I get why it was said a woman would read this differently than a man. I'm not going to be sexist or try to sound biased, but I understand that statement.

Darla said...

"'I would also expect that the people who wouldn't like it would be guys.'
Ooh, good pre-emptive strike. Guess my observations aren't going to count, then."

I didn't mean to offend you. That was a serious comment.

I once read that most of the people who didn't like The Bridges of Madison County were men, whereas women loved the book. It is a marketing fact that more women readers go for books about romance and relationships.

My comment also wasn't a preemptive strike. I was responding to Evil Editor and Dave F.

Evil Editor said...

Me? What did I say? All I suggested was removing a few things. The writer needs to decide whether she wants it to sound like it's being told by the girl who experienced it or by a writer telling us a story about the girl who experienced it.

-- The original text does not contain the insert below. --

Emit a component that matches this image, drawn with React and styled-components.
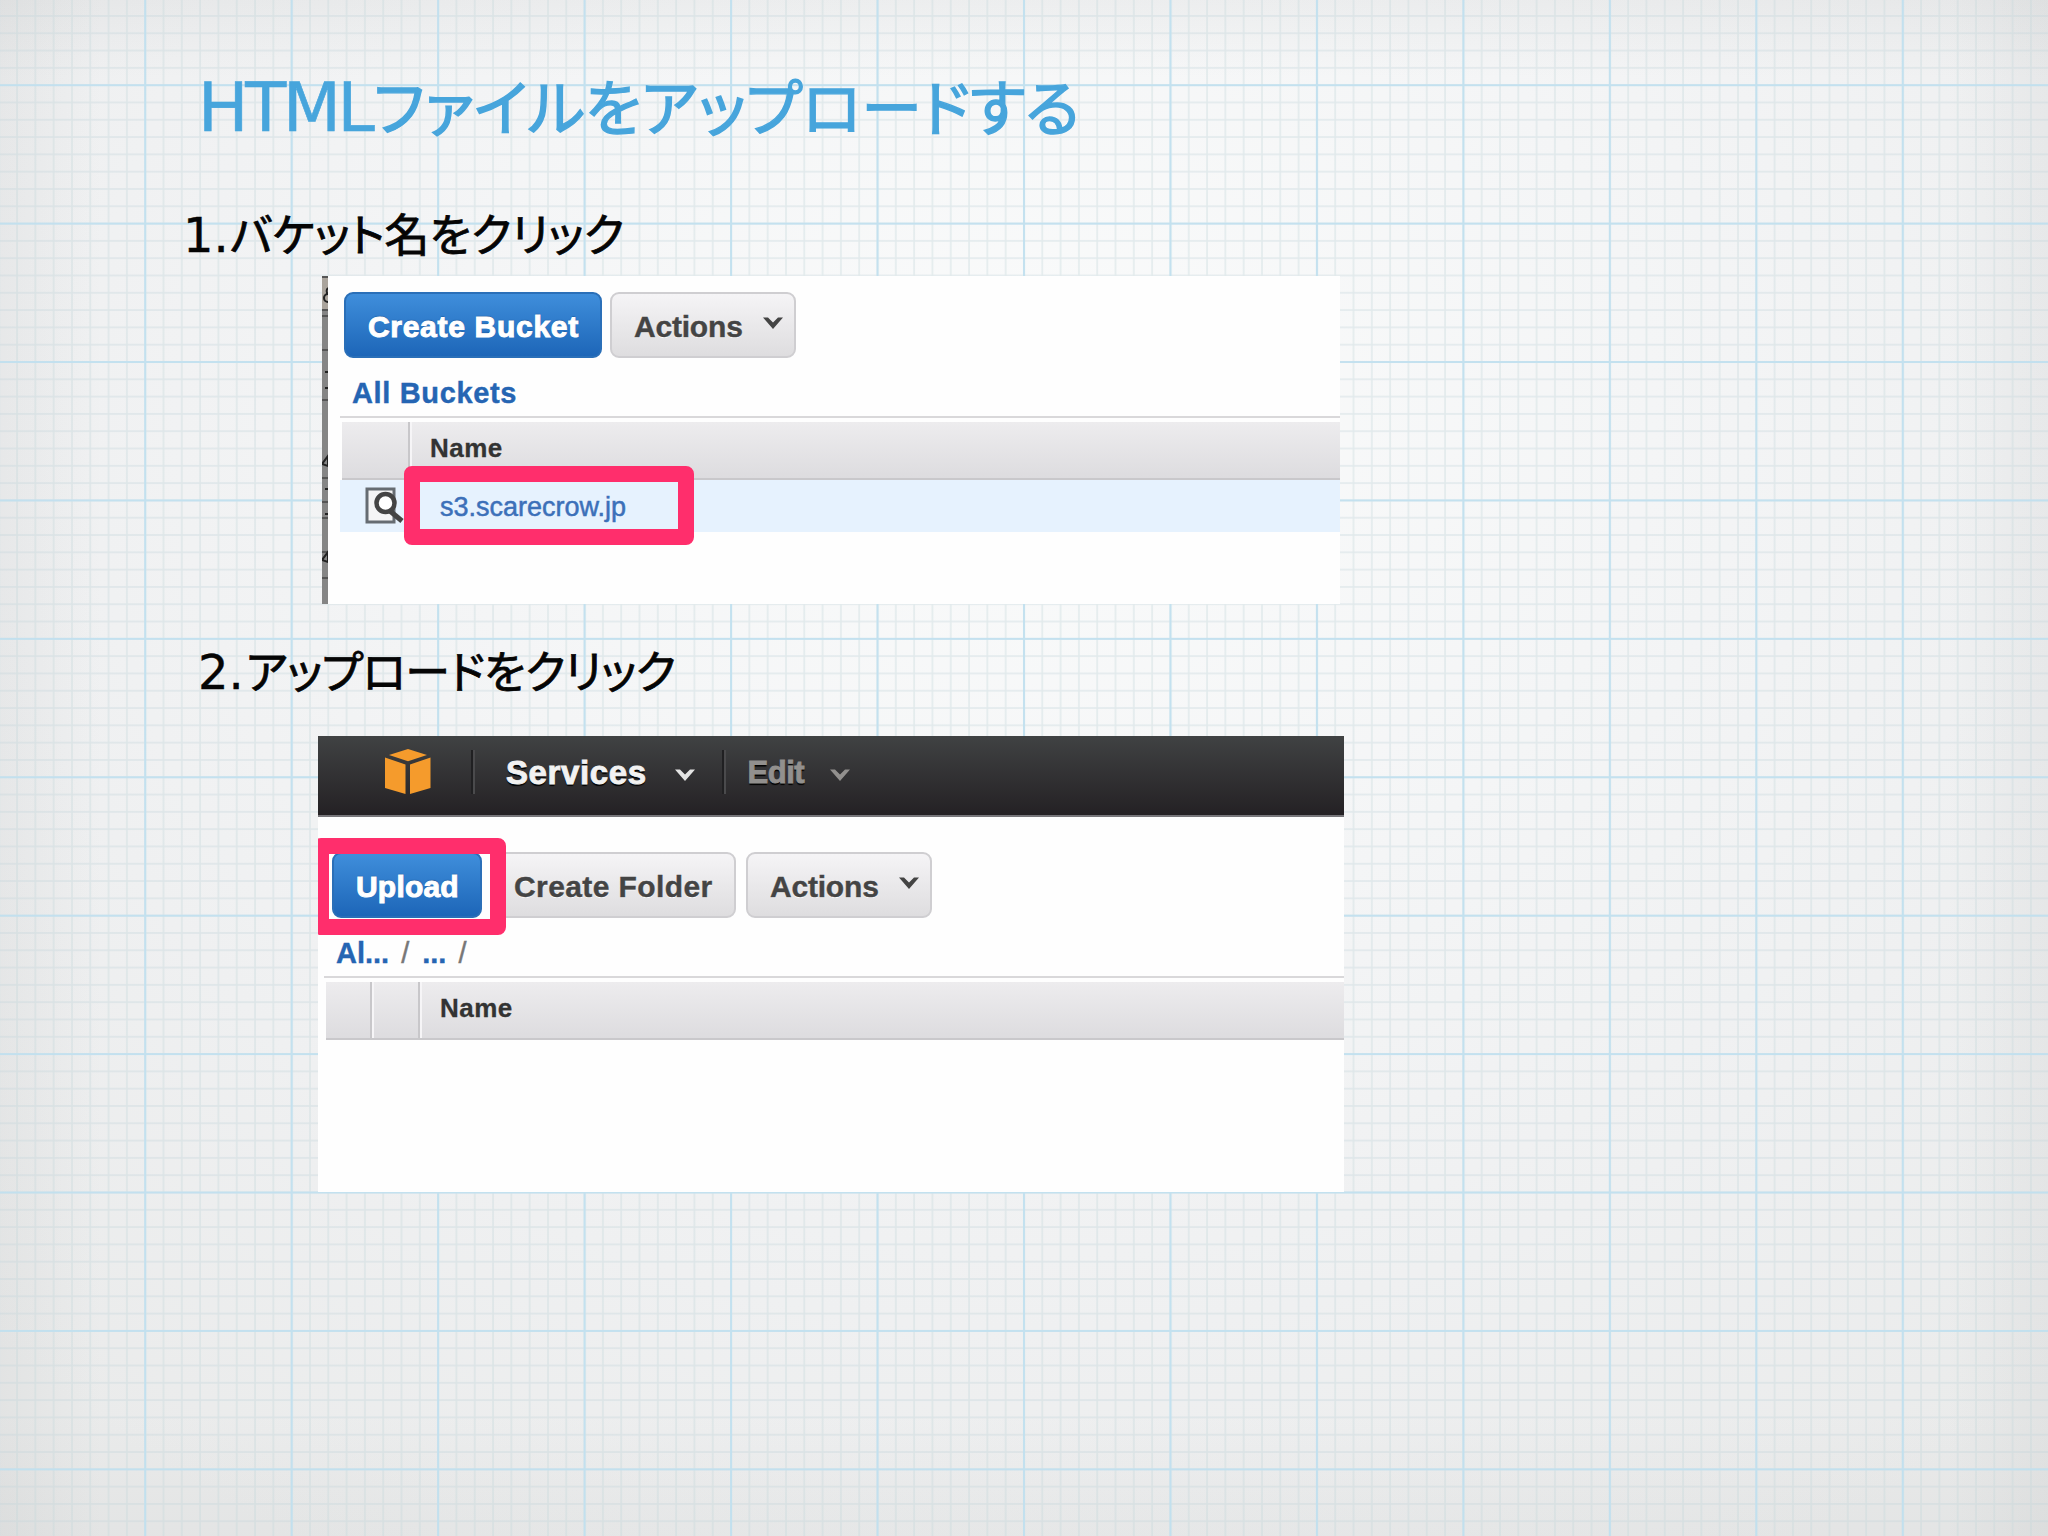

That it's written in first person makes it likely to me that the former is what is being attempted, and that it should sound like the girl is telling an old friend about something that happened. When you're talking to an old friend you don't say things like One rectangular window let in the filtered gray light of that pathetically unforgettable, autumn day.

Mame said...

"When you're talking to an old friend you don't say things like One rectangular window let in the filtered gray light of that pathetically unforgettable, autumn day."

Now THAT is the kind of advice I won't forget. Things like that are not always obvious to a relative newbie.

Anonymous said...

All I suggested was removing a few things.

Well yes, but if your vision had not been so clouded by testosterone, you might have better appreciated the delicate beauty of that filtered gray light.

Anonymous said...

Hmm - some interesting comments. I would, (probably wrongly), point out that (1) teenagers have two switches off and melodramatic, (2), I would agree with Evil Editor to a certain point. The window is not something anyone would say to themselves or their friends - but maybe would note at the time - especially if they are trying to distance themselves from the situation as an ego defense. I do believe, however, that a teenager would say to herself and to her friends, "I was pathetic and pitiful and he was such a jerk." Maybe Aimee needs to clarify whether her MC is reliving what happened or reciting what happened last year.

I would point out that the Bridges of Madison County is way different than this story and I would not go too far out of the way to compare the two - actually I wouldn't do it at all. Apples and grapes and plums. All fruit - but no quarantee that if you like apples you will like plums or that they even ripen at the same time. I also try to avoid stereotypes it just isn't fair. I hated Madison County - glorifying adultry into some sort of grand love affair isn't my cup of tea, if that is different than most women out there - good. Does my opinion make Madison a bad book - no. Nor does it reflect anything about Aimee's story except personal preference - still no.

Aimee - I love your attitude. It just shines through. I have a lot of respect for people like you and I think you are going to be a great success. Best of Luck.


Chelsea Pitcher said...

My issue with the scene is that I can't get a feeling for Jeff. The narrator mentions the window and the concrete, but nothing about how Jeff looks, how he kisses, or what he says to her (if anything). Do they exchange any words? Does he try to take off her clothes? Right now it seems like they walk in, strip down (maybe), and get to it. Even if he's not very perceptive, I feel like Jeff might say or do something to make him more present in the scene.

I would definitely read on.

_*rachel*_ said...

Do consent laws play into this in any way? Because if she says, "No," and he tries anyway, he could be charged with (attempted?) rape, I think. If your MC wants to.